Every aspect of GTA5's world feels authentic. Michael's privileged boredom in the suburbs of Los Santos, Franklin's rise from the streets to a Vinewood Hills penthouse, Trevor's meth-fueled antics in San Andreas' arid deserts - it's all believable, despite the increasingly ludicrous missions you're completing. And once you've seen how the lives of GTA's most eclectic protagonists play out, you can experience the world in a completely different way through GTA Online, the anarchic multiplayer sandbox we've all been dreaming about since GTA 3.
4. Metal Gear Solid 5: The Phantom Pain
It's strange to think of the typically linear Metal Gear Solid series working in an open-world setting, but it doesn't just work - it made the transition damn near flawlessly in one try. While its map may not be filled with objective markers and countless side objectives and mini-games like other games on this list, Metal Gear Solid 5: The Phantom Pain proves that less is more by putting the focus on its complex, intertwining systems.

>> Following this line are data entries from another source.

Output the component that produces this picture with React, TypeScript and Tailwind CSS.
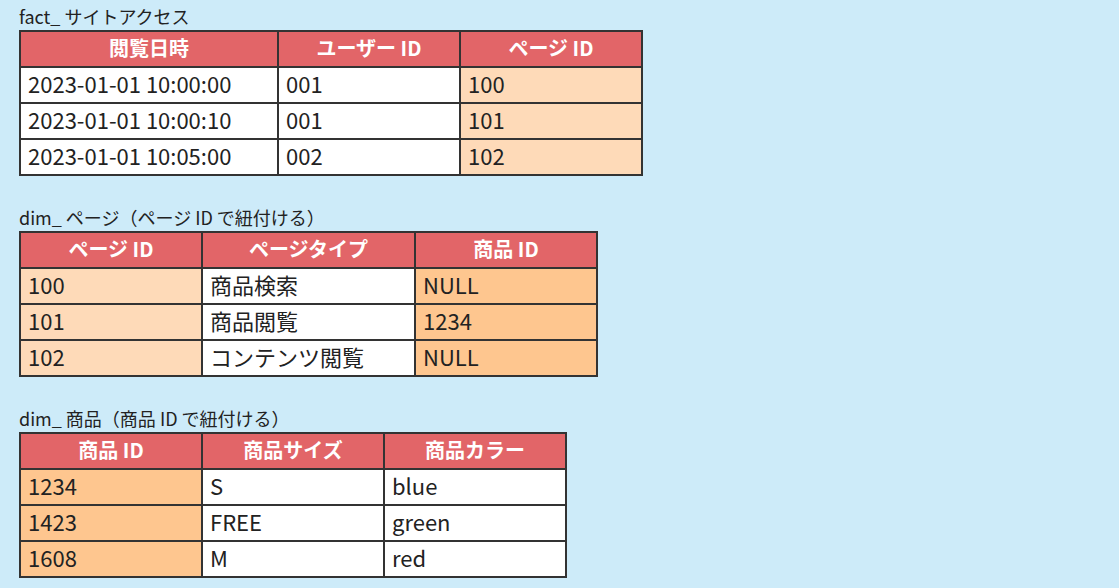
const font = { fontFamily: '"Noto Sans CJK JP", "Noto Sans", sans-serif' };

type Col = { label: string; width: number; bg: string };

function DataTable({ cols, rows }: { cols: Col[]; rows: string[][] }) {
  return (
    <table className="table-fixed border-collapse border-2 border-[#333333]">
      <colgroup>
        {cols.map((c, i) => (
          <col key={i} style={{ width: c.width }} />
        ))}
      </colgroup>
      <thead>
        <tr className="h-[36px] bg-[#e26568]">
          {cols.map((c, i) => (
            <th
              key={i}
              className="border-2 border-[#333333] px-0 pt-0 pb-[2px] text-center text-[20px] font-bold text-white leading-none"
            >
              {c.label}
            </th>
          ))}
        </tr>
      </thead>
      <tbody>
        {rows.map((r, ri) => (
          <tr key={ri} className="h-[36px]">
            {r.map((v, ci) => (
              <td
                key={ci}
                className={`border-2 border-[#333333] pt-0 pb-[4px] pl-[7px] text-[22px] text-[#222222] leading-none ${cols[ci].bg}`}
              >
                {v}
              </td>
            ))}
          </tr>
        ))}
      </tbody>
    </table>
  );
}

export default function App() {
  return (
    <div className="w-[1119px] h-[588px] bg-[#cdebf9] overflow-hidden pl-[19px] pt-[4px]" style={font}>
      <section>
        <h2 className="h-[26px] text-[18px] leading-[24px] text-[#222222]">fact_ サイトアクセス</h2>
        <DataTable
          cols={[
            { label: '閲覧日時', width: 258, bg: 'bg-white' },
            { label: 'ユーザー ID', width: 182, bg: 'bg-white' },
            { label: 'ページ ID', width: 182, bg: 'bg-[#fedab8]' },
          ]}
          rows={[
            ['2023-01-01 10:00:00', '001', '100'],
            ['2023-01-01 10:00:10', '001', '101'],
            ['2023-01-01 10:05:00', '002', '102'],
          ]}
        />
      </section>

      <section className="mt-[29px]">
        <h2 className="h-[26px] text-[18px] leading-[24px] text-[#222222]">dim_ ページ（ページ ID で紐付ける）</h2>
        <DataTable
          cols={[
            { label: 'ページ ID', width: 182, bg: 'bg-[#fedab8]' },
            { label: 'ページタイプ', width: 213, bg: 'bg-white' },
            { label: '商品 ID', width: 182, bg: 'bg-[#fec68f]' },
          ]}
          rows={[
            ['100', '商品検索', 'NULL'],
            ['101', '商品閲覧', '1234'],
            ['102', 'コンテンツ閲覧', 'NULL'],
          ]}
        />
      </section>

      <section className="mt-[29px]">
        <h2 className="h-[26px] text-[18px] leading-[24px] text-[#222222]">dim_ 商品（商品 ID で紐付ける）</h2>
        <DataTable
          cols={[
            { label: '商品 ID', width: 182, bg: 'bg-[#fec68f]' },
            { label: '商品サイズ', width: 182, bg: 'bg-white' },
            { label: '商品カラー', width: 182, bg: 'bg-white' },
          ]}
          rows={[
            ['1234', 'S', 'blue'],
            ['1423', 'FREE', 'green'],
            ['1608', 'M', 'red'],
          ]}
        />
      </section>
    </div>
  );
}
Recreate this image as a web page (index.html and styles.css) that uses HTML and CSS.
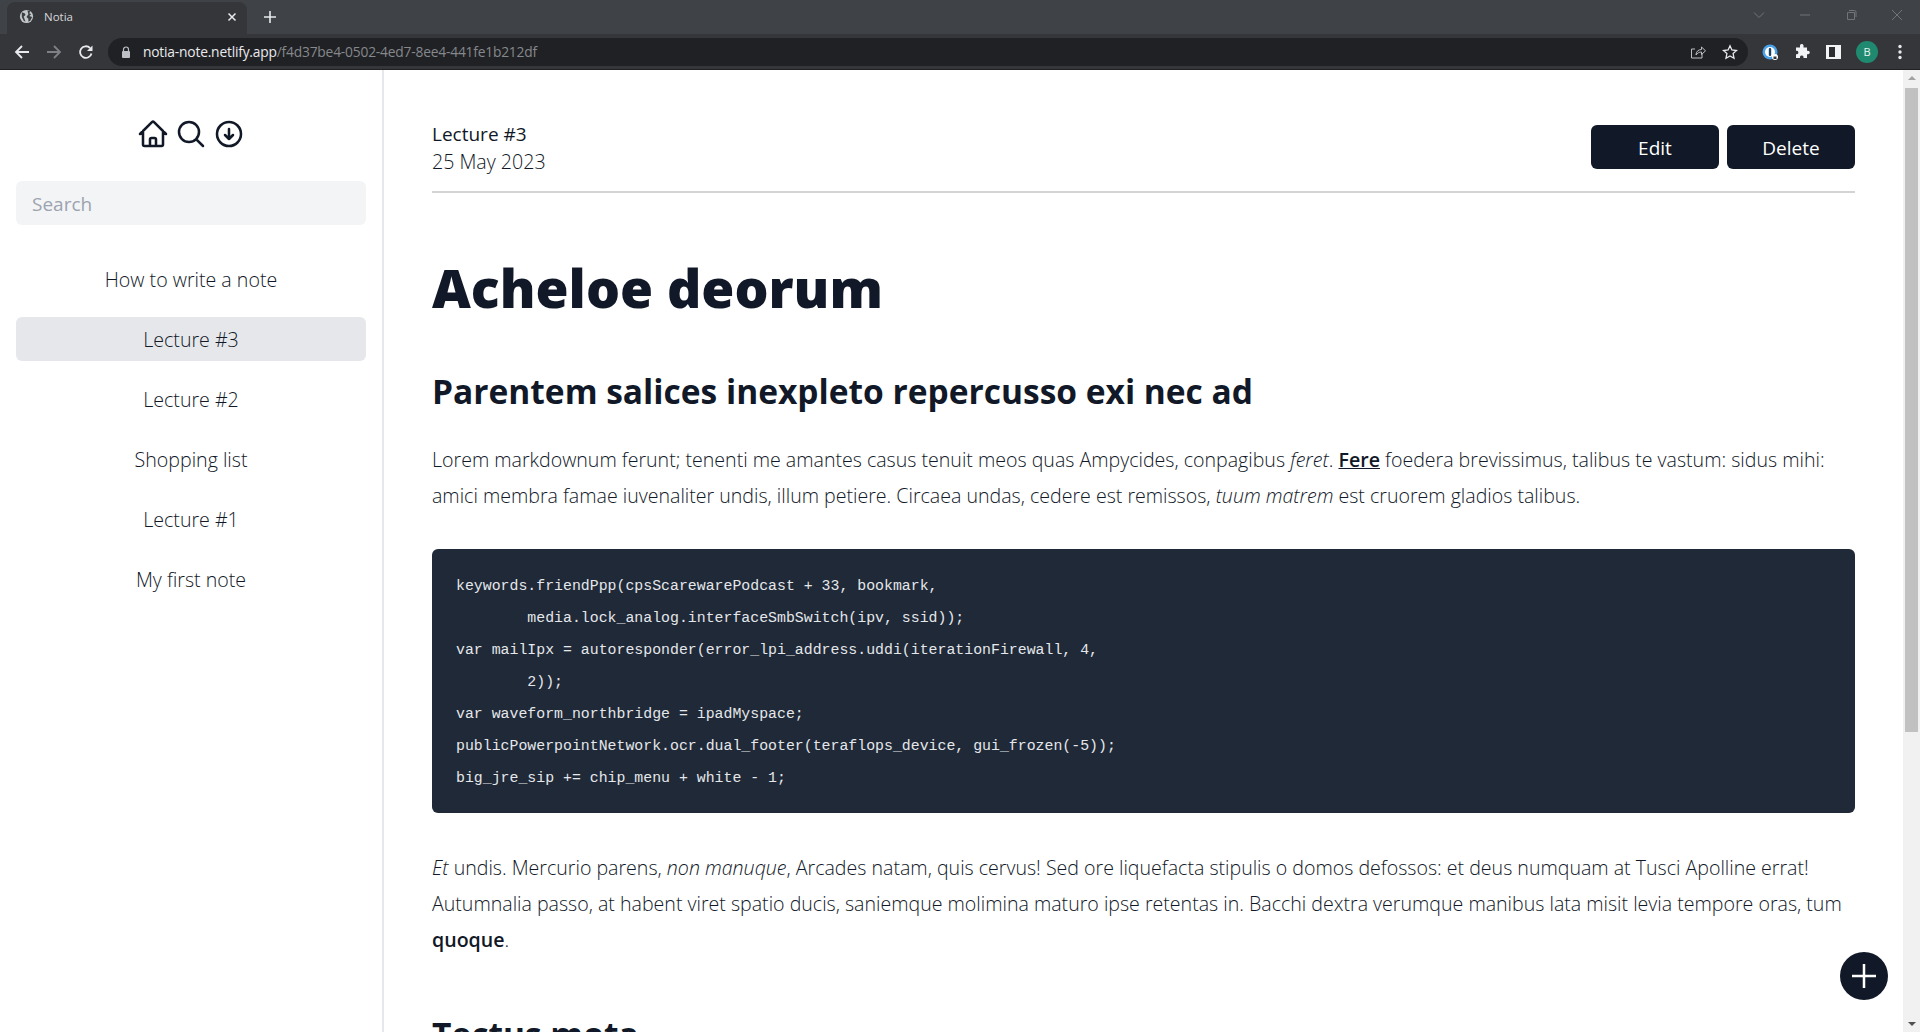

Guards in MGS5 don't have preset patrol routes - rather, they mill about realistically, reacting to your movements, changing shifts as day turns to night, and moving from outpost to outpost in unpredictable ways. And you can get in there and really mess things up, either through liberal use of one of several hundred guns, grenades, and gadgets, or by knocking them out and conscripting them into your own army by strapping a balloon to their waist and sending them in the air at over 100 miles per hour. Infiltrate, fulton, manage upgrades, slink back into the shadows - it forms a highly compulsive cycle that will keep you coming back well after the game’s curveball of an ending.
3. Skyrim
Skyrim's incredible, diverse open world really is the star of the game. It's a beautiful, pre-painted canvas, lovingly created to allow players to craft their own, memorable adventures - each one subtly unique. You remember the first time you climbed to the summit of the Throat of the World; you recall finding that innocuous cave that led down to the otherworldly expanse of Blackreach; you actually gasped when you discovered Solitude, perched on the outcrop of an imposing cliff.
The true genius of Skyrim's world is that almost everywhere feels unique, and while certain locations offer grander scale than others, you're constantly finding new areas to explore and marvel at. This means that even after 100s of hours of ignoring the story, you're never bored of the exploration, of the thrill of unearthing something new and exciting. Add in dramatic weather effects, day and night cycle, some cute detail for anyone digging into the lore, and - oh yeah - the occasional dragon, and you've got the ultimate fantasy world to explore
2. Red Dead Redemption
Rockstar has always been at the frontier of open-world games, hardening itself for an ambitious sojourn into the untamed Western expanse of 19th century America. It didn't exactly go according to plan for Red Dead Redemption, with troubled development delaying the game's completion and some wild bugs unleashing a fondly remembered (but unintended) plague of flying bird-people, but the end result came out cohesive and strongly evocative of a dangerous, raw America. For once, the geography of an open-world game didn't just space out objectives. Instead, it provided room for a proper Western to happen.
John Marston didn't escape the curse befalling most Rockstar protagonists - the guy walking away from crime, only to have one last job foisted upon him - but his flaky morality fit perfectly in a Wild West with its own set of rules and laws, all rickety at best. Marston moved through an unkempt civilization-to-be, sporadically intersecting with side quests and primary goals in a way that felt organic. And though discovery of all that wilderness was rewarding in itself, what made it truly fitting for an open-world game was the slavish devotion to the shape of a Western. There was all that space. Sometimes nothing happened at all. A tumbleweed would roll by. And then Marston would walk into an outburst of sudden violence, a kidnapping, a shootout echoing in a monstrous cavern. Red Dead Redemption filled its world wisely, remembering that calm and nothingness are valid, deliberate objects that can eventually bleed into the chaos of a developing country.
1. The Witcher 3: Wild Hunt
Above all else, Geralt has to get paid. He's not the chosen one here to save everyone from impending doom; he's not serving a higher purpose or following his destiny. Geralt is trying to find his daughter before The Wild Hunt catches up with her, but a noble purpose won't get him better gear or keep him fed, so he's always looking for work. With that one simple distinction, the side action of The Witcher 3: Wild Hunt becomes more than just stat-boosting busy work and becomes something that genuinely adds to the character of the game and its star.
It certainly doesn't hurt that the world you're exploring is massive and interesting. Geralt encounters all sorts of people - the working stiffs, the middle class, the royals - and they've all got their own unique perspective on the world, the war, and the Witcher himself. Virtually everyone is worth talking to, and every location is worth visiting because they feel real; you're not just moving from place to place to tick off the next box on your To Do list or find the next best armor shop. Moving through the world has an authenticity many open worlds lack. It's grubby and funny and sweet and unfair and scary and familiar. The Witcher 3 truly feels like a journey, rather than just waypoints on the path to the dramatic final battle.